Творческий взрыв и последовавшее за ним развитие еврейской философской мысли привели к созданию Каббалы, в которой стала явной тенденция к философско‑ритуальному воспроизведению домоисеевых оргиастических культов. Но с христианскими гностиками у неоиудаизма не было и тени согласия. То ли тут вопияла кровь первых христианских мучеников, например архидиакона Стефана, побитого камнями в 3 5 г., и жертв фанатиков Бар‑Кохбы, то ли евреев отталкивала эллинская смелость мысли, выражавшаяся в строгой последовательности, когда любой логически безупречный вывод считался достоверным, подобно непосредственно наблюдаемому факту.

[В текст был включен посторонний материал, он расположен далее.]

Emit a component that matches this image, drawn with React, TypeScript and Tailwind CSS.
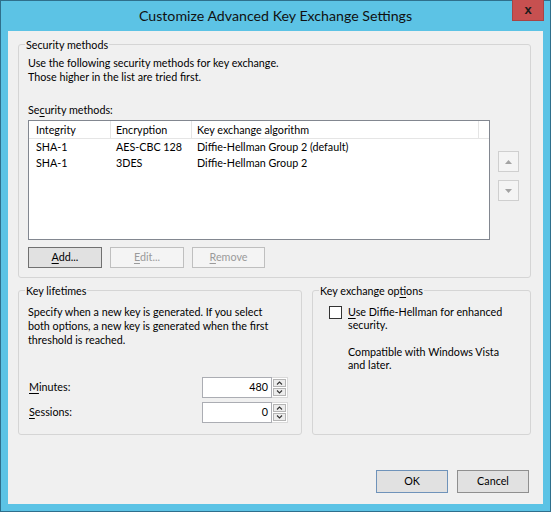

Эпизоды из Ветхого Завета отпугивали христианских неофитов от традиционного иудаизма, а уж о контакте христианства с талмудизмом и речи быть не могло. Поэтому во II в. среди христиан наблюдается стремление разграничить учение Ветхого и Нового Заветов и обосновать это теологически. При этом логически следовало, что Яхве, бог Моисея, отнюдь не тот Элои, к которому воззвал распятый Христос; следовательно, сходство древнего еврейского однобожия, по существу почитания племенного бога евреев, и христианского единобожия – мнимо.